**PROBLEM DESCRIPTION**
Pick out every line of the entries below where "React" occurs, and copy those lines.

Start of TASK INPUT

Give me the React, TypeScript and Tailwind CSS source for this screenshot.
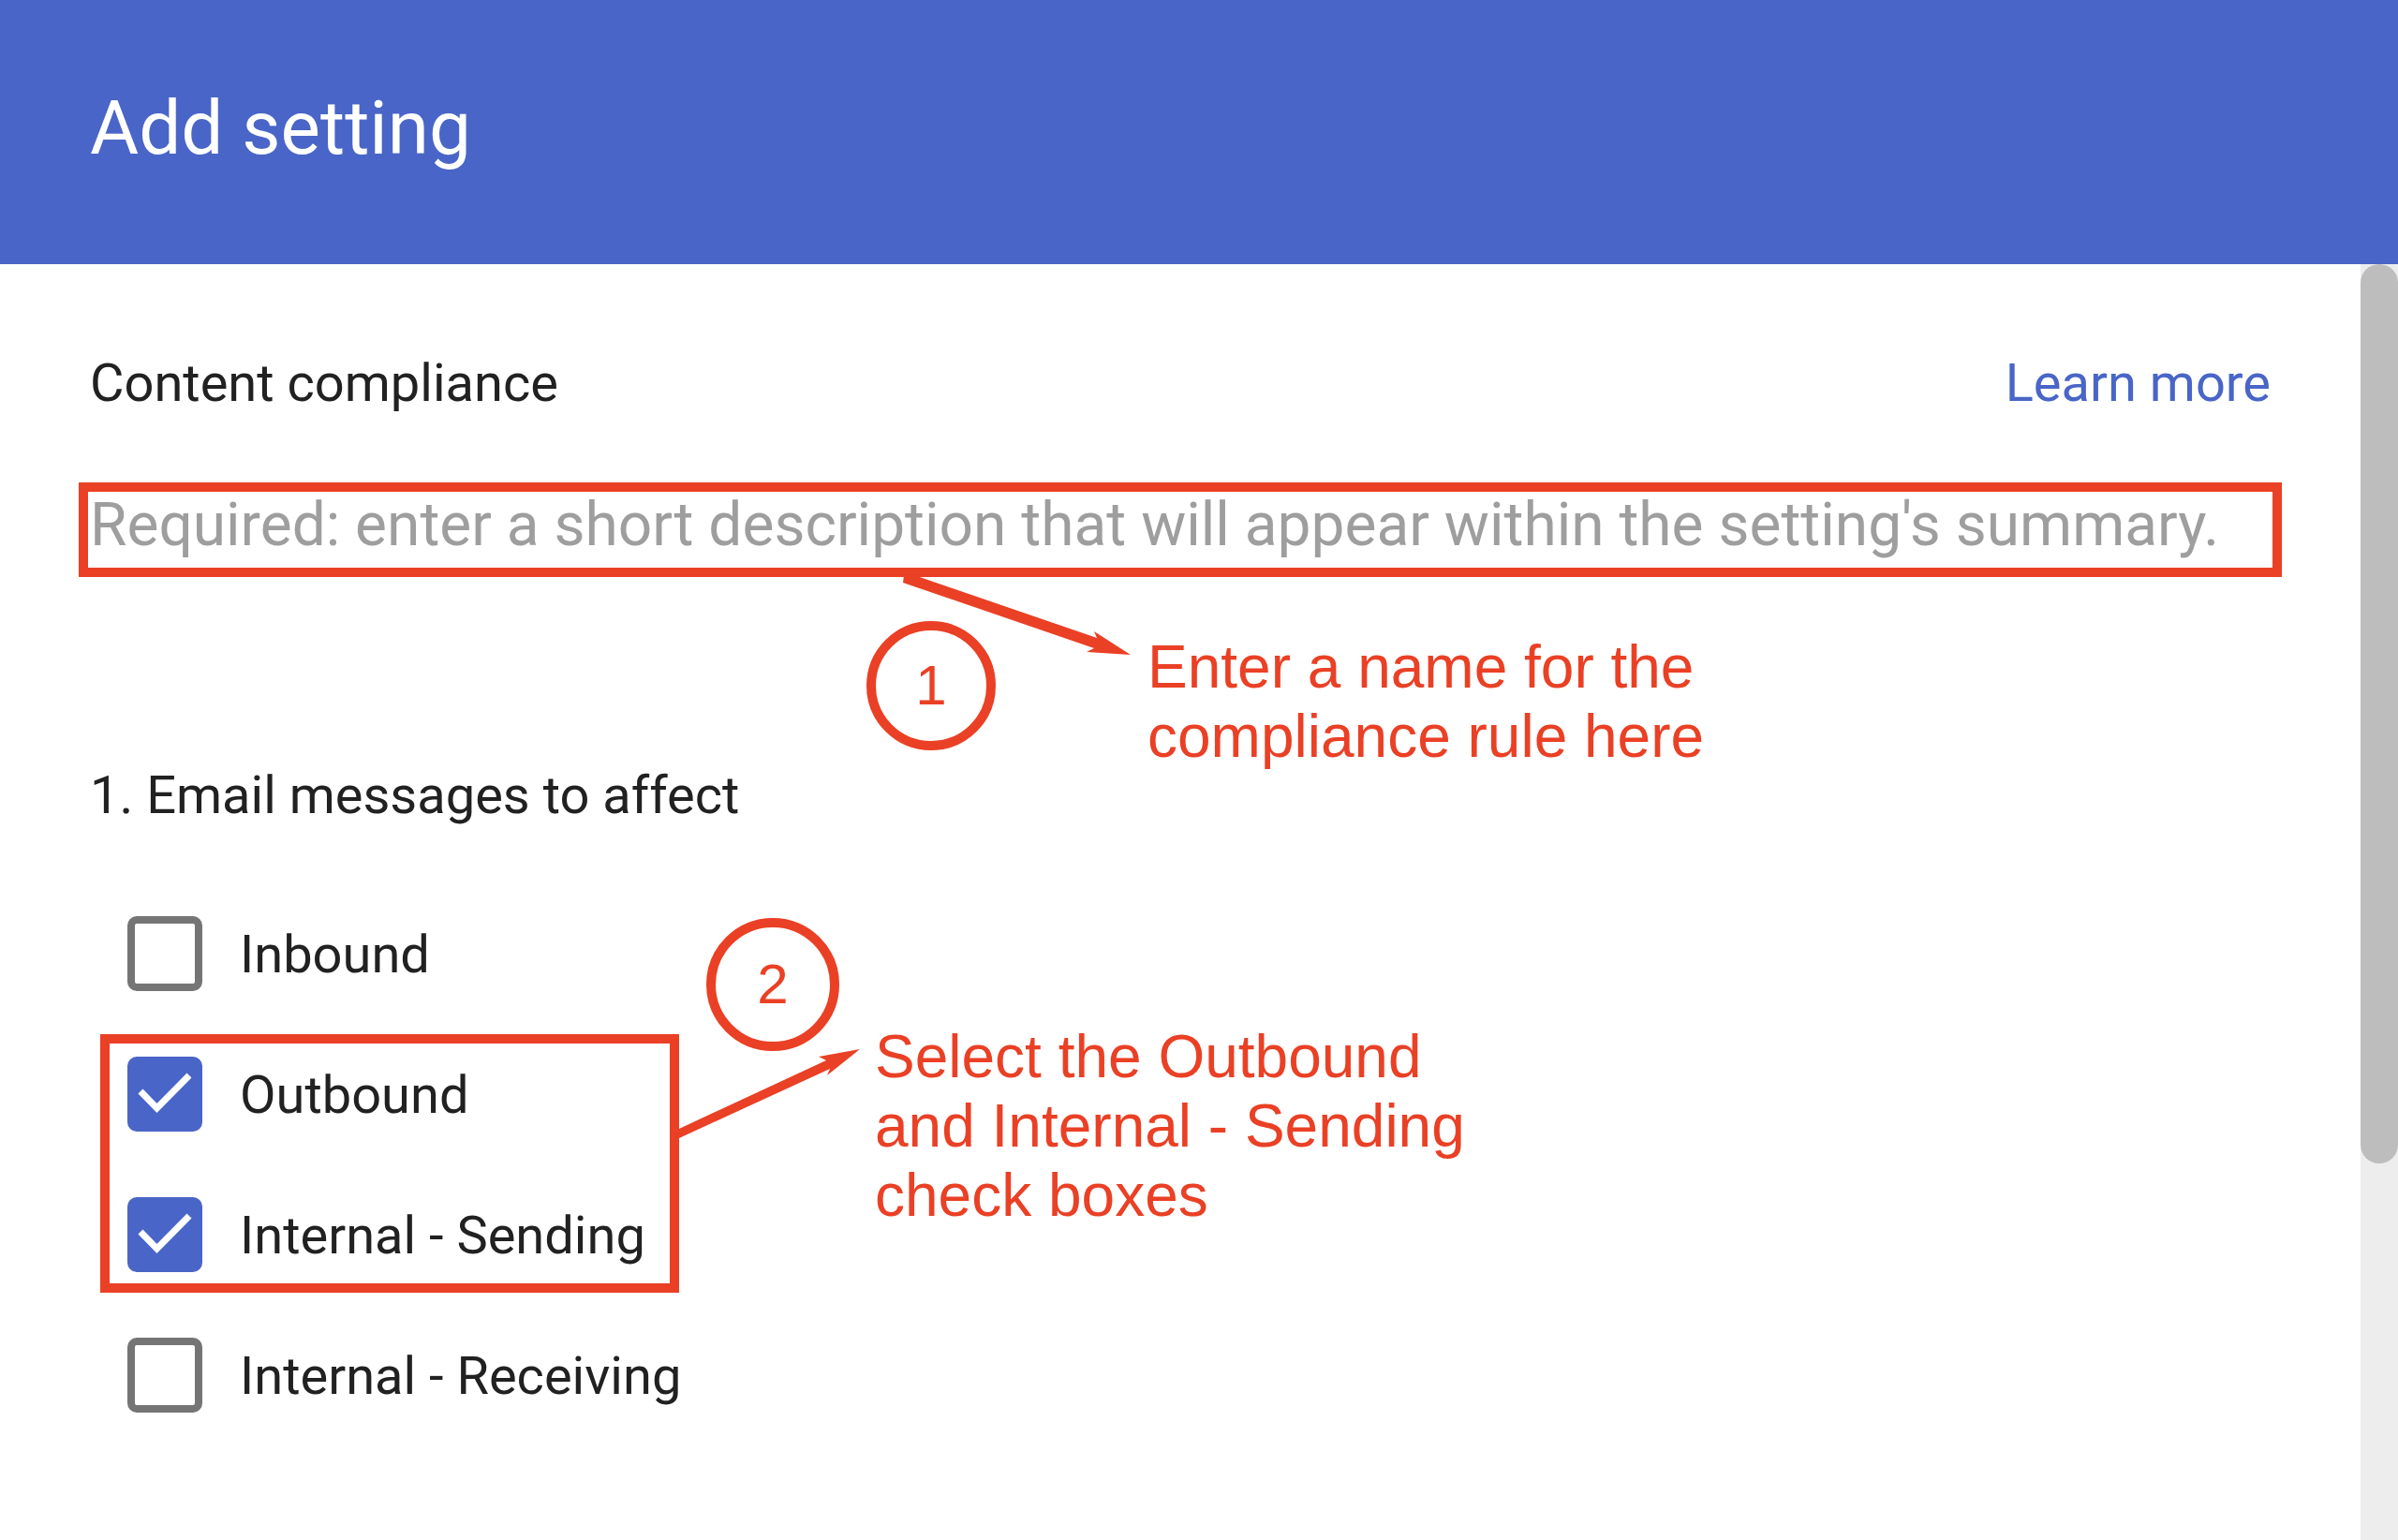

End of TASK INPUT
Start of TASK INPUT

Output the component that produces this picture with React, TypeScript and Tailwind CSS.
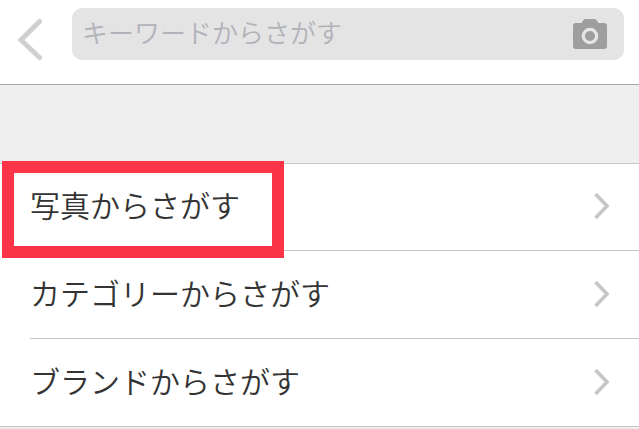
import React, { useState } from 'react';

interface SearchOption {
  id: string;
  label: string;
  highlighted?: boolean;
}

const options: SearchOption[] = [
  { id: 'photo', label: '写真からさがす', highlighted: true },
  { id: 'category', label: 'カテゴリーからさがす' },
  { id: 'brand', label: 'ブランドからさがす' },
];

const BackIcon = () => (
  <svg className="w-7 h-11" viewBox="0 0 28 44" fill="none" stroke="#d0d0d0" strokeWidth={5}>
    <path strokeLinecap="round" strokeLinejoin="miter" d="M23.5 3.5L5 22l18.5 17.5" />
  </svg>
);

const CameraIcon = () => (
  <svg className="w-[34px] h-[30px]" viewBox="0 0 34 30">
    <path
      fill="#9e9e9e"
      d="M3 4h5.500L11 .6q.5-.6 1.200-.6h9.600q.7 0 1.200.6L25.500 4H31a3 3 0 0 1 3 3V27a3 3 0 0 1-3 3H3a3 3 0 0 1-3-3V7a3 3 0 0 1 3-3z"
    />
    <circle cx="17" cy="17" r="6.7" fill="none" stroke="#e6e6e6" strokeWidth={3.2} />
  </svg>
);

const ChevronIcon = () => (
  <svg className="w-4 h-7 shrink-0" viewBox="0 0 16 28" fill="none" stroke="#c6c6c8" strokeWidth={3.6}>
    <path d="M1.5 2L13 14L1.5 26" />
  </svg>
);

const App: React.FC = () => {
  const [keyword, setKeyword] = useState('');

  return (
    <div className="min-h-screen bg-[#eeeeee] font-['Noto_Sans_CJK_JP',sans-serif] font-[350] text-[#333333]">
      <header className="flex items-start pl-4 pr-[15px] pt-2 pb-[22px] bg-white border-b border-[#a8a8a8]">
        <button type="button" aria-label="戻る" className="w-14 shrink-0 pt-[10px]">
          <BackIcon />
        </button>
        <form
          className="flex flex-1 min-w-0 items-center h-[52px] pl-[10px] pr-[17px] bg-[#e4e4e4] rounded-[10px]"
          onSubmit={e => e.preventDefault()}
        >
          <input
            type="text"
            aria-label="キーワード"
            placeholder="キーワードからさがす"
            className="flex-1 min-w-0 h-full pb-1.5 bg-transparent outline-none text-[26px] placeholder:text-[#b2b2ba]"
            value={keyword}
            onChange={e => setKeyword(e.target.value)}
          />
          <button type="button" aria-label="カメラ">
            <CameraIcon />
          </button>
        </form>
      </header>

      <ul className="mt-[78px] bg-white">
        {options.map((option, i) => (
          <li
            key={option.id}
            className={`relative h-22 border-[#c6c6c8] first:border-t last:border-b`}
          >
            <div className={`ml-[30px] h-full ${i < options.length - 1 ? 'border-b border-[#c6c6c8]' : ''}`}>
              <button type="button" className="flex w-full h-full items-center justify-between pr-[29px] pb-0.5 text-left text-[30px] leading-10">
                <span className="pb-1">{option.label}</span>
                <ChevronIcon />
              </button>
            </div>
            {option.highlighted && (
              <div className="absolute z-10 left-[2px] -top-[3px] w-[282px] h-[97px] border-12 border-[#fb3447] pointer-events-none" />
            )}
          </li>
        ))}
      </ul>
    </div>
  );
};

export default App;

End of TASK INPUT

**CORRECT RESPONSE**
Give me the React, TypeScript and Tailwind CSS source for this screenshot.
Output the component that produces this picture with React, TypeScript and Tailwind CSS.
import React, { useState } from 'react';
const App: React.FC = () => {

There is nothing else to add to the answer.